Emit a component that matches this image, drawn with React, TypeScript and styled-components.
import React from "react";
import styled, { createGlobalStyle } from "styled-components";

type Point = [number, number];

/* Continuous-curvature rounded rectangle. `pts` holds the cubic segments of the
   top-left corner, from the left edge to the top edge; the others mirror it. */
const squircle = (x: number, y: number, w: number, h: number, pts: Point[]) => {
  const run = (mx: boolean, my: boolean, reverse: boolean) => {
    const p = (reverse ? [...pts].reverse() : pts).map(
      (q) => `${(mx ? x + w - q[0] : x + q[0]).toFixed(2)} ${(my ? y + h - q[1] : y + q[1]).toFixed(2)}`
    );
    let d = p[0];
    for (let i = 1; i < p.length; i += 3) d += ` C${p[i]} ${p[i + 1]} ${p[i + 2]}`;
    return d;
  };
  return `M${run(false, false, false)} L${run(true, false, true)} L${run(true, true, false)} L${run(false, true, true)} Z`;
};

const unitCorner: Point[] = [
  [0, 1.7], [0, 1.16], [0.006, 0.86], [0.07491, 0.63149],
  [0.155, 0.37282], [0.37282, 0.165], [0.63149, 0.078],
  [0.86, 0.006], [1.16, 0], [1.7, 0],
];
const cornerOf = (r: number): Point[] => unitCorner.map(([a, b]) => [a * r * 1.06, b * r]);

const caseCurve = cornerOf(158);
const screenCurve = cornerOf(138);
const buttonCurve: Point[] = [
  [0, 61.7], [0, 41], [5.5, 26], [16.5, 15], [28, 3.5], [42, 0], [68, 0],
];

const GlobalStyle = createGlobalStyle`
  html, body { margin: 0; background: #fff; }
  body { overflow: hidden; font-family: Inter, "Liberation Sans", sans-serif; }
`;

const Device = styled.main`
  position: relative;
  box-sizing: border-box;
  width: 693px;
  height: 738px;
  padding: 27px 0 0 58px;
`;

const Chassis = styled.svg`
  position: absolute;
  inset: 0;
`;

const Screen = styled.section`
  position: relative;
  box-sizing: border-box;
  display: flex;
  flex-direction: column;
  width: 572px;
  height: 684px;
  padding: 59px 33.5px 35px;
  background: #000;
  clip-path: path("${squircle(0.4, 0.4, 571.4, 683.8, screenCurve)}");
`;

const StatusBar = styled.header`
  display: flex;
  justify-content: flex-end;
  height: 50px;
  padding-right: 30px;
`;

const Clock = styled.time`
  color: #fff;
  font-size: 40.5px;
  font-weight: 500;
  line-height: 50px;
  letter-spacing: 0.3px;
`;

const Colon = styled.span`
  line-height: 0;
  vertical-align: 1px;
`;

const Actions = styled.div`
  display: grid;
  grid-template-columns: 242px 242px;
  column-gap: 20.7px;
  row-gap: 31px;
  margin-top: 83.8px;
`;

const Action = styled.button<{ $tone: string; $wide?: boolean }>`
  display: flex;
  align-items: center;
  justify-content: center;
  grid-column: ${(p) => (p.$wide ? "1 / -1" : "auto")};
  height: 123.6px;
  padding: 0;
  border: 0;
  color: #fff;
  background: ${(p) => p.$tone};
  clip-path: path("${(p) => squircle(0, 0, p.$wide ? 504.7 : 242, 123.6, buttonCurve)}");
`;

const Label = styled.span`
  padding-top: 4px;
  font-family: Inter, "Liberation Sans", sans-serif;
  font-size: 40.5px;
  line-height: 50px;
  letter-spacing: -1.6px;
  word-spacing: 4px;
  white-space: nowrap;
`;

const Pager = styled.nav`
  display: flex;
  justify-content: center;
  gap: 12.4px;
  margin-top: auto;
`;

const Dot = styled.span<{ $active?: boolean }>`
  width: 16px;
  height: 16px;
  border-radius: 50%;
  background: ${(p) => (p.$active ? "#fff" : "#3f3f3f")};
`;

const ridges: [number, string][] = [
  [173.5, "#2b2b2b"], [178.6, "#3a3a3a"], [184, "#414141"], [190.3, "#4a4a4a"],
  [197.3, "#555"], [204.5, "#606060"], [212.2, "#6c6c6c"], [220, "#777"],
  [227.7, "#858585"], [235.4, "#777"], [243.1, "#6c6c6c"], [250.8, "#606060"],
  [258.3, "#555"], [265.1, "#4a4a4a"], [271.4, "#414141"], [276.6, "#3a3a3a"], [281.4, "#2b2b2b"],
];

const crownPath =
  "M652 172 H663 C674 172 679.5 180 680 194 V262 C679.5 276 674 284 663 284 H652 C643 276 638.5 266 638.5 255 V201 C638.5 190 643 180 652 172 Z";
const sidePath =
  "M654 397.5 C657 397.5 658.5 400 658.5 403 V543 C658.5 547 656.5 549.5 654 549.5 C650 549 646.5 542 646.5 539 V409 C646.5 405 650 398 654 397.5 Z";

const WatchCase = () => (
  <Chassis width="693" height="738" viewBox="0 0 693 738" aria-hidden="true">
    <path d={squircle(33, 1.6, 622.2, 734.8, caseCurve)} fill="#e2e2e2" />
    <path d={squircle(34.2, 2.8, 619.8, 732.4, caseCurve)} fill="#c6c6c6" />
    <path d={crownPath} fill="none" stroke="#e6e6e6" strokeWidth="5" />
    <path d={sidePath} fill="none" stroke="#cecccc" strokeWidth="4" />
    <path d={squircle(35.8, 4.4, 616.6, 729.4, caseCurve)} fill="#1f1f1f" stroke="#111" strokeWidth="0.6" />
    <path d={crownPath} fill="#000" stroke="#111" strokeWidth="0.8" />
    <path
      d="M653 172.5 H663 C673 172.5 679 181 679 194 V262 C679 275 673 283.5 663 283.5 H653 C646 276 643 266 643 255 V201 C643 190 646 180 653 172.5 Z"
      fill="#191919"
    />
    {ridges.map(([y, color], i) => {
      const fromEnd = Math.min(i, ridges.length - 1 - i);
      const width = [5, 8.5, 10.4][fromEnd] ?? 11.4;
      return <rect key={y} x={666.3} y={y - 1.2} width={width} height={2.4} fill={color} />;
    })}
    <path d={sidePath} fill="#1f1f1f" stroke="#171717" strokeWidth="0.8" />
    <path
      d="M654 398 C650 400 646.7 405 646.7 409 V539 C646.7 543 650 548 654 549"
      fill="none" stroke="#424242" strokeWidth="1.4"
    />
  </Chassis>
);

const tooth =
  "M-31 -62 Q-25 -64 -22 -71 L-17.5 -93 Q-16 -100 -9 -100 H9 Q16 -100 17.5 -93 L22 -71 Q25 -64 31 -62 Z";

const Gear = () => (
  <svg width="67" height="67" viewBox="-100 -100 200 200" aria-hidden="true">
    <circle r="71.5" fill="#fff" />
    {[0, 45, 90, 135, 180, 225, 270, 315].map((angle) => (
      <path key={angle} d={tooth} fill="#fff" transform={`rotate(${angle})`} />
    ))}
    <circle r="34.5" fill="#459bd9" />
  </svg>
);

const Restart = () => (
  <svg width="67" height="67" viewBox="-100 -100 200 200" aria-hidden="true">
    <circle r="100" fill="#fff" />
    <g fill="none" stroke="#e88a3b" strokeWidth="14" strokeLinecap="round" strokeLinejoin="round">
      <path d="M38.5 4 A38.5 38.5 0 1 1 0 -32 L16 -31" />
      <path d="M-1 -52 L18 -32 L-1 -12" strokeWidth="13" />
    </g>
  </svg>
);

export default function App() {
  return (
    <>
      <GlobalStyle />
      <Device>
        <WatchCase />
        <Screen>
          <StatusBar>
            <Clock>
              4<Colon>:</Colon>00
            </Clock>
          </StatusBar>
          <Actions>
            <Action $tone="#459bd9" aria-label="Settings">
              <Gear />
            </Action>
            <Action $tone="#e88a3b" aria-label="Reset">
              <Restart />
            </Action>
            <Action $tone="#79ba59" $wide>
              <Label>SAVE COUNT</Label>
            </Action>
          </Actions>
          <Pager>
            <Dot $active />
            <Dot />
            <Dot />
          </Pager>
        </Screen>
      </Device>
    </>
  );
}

* * *

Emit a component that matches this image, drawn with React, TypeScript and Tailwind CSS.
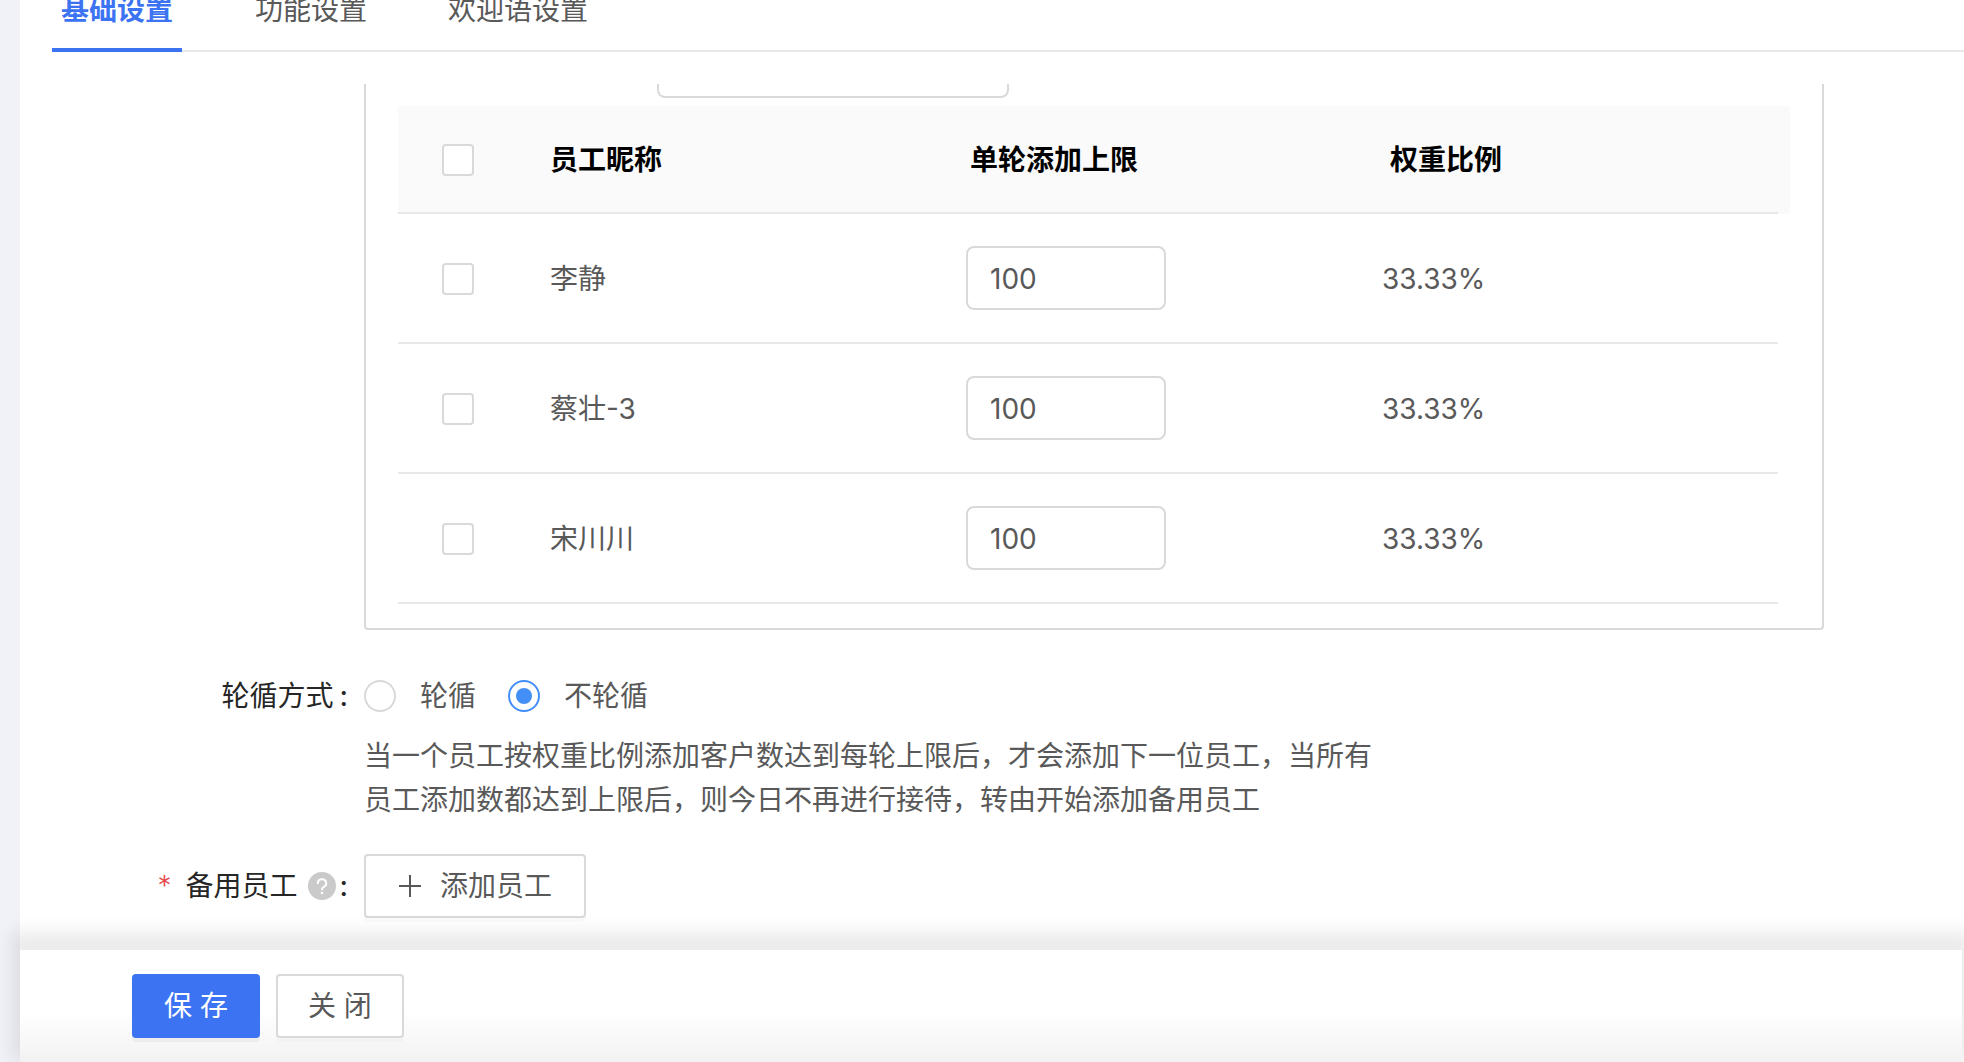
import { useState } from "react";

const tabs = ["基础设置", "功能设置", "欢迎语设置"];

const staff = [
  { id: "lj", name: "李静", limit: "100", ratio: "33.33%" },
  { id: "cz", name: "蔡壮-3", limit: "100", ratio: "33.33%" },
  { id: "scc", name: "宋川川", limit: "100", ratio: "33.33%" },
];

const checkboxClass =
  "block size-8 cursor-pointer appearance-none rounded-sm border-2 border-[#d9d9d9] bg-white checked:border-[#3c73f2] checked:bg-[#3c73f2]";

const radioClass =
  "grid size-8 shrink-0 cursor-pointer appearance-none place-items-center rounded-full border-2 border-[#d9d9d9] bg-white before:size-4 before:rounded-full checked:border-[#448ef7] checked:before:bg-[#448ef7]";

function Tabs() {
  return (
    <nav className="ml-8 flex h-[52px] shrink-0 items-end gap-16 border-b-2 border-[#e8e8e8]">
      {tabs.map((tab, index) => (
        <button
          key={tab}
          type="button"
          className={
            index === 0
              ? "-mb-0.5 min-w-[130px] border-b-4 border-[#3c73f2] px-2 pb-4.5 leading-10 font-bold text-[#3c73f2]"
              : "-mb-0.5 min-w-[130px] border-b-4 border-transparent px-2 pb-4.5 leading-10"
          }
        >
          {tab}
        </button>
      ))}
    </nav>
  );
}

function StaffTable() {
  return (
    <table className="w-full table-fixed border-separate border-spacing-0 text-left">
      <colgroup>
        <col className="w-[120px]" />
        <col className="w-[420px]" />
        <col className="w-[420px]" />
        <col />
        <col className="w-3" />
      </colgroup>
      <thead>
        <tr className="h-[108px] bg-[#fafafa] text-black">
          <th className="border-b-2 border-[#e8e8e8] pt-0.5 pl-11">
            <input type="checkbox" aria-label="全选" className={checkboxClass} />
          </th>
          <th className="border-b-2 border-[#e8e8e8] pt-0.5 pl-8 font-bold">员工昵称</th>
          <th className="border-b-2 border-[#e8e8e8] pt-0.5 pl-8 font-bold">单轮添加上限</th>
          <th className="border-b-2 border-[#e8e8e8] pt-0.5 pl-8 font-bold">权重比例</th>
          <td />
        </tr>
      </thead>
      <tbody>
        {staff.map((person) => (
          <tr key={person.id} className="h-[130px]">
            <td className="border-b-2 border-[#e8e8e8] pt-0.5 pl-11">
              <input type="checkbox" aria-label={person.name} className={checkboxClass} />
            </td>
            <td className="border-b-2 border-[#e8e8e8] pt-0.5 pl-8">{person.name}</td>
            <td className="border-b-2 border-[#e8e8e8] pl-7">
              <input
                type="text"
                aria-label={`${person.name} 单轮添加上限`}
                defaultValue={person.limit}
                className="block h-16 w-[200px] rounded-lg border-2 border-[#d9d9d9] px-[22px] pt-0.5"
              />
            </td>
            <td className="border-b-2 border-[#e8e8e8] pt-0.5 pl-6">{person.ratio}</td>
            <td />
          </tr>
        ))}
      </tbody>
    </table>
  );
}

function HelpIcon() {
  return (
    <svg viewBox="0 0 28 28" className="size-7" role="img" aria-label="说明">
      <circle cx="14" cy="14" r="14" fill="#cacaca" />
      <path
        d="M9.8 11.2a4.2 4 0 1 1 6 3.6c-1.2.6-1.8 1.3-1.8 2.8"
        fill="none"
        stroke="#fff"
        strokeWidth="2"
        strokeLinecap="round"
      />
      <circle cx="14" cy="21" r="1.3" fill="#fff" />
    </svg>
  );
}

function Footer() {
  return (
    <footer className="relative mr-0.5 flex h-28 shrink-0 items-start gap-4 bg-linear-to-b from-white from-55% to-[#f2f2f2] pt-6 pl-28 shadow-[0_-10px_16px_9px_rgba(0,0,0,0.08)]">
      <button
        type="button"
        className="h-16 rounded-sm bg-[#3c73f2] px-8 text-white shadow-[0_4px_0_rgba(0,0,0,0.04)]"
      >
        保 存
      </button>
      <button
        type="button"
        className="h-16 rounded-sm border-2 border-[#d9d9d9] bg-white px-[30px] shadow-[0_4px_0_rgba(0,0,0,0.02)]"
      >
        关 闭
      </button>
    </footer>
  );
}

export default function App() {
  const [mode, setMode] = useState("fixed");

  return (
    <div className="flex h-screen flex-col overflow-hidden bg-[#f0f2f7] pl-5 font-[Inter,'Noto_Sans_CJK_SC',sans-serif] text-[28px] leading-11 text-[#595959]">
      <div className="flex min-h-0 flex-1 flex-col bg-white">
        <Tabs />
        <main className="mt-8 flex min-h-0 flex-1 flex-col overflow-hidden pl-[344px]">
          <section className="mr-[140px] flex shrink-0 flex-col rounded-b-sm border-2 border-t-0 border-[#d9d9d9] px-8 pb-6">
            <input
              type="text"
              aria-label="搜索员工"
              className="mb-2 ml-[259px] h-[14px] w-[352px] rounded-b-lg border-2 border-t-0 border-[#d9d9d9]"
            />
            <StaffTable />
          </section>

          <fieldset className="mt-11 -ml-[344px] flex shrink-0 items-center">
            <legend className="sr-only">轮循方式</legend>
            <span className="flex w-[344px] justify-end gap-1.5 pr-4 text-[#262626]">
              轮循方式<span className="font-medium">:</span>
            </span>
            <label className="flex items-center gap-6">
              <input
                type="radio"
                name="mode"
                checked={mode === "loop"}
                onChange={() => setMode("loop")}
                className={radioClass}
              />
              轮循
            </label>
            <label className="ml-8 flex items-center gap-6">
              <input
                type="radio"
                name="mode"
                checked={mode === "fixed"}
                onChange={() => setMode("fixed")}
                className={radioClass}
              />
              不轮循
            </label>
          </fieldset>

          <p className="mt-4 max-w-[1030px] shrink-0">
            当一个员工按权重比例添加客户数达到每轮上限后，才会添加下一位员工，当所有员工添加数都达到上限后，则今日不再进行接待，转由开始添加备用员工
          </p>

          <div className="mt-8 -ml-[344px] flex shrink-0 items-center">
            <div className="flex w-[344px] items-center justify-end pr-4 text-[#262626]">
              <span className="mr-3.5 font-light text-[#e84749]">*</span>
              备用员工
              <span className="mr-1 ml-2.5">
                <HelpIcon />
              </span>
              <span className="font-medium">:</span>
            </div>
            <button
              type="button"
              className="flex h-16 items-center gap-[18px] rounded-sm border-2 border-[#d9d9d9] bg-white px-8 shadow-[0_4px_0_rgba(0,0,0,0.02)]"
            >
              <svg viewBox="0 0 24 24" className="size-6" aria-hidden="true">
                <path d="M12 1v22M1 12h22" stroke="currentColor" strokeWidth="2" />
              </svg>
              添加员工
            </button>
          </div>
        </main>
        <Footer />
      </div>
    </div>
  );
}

Problem statement: Output exactly the lines of the material above from the one containing "TypeScript and styled-components." up to and including the one containing "type Point = [number, number];".

Solved exercise:
Emit a component that matches this image, drawn with React, TypeScript and styled-components.
import React from "react";
import styled, { createGlobalStyle } from "styled-components";

type Point = [number, number];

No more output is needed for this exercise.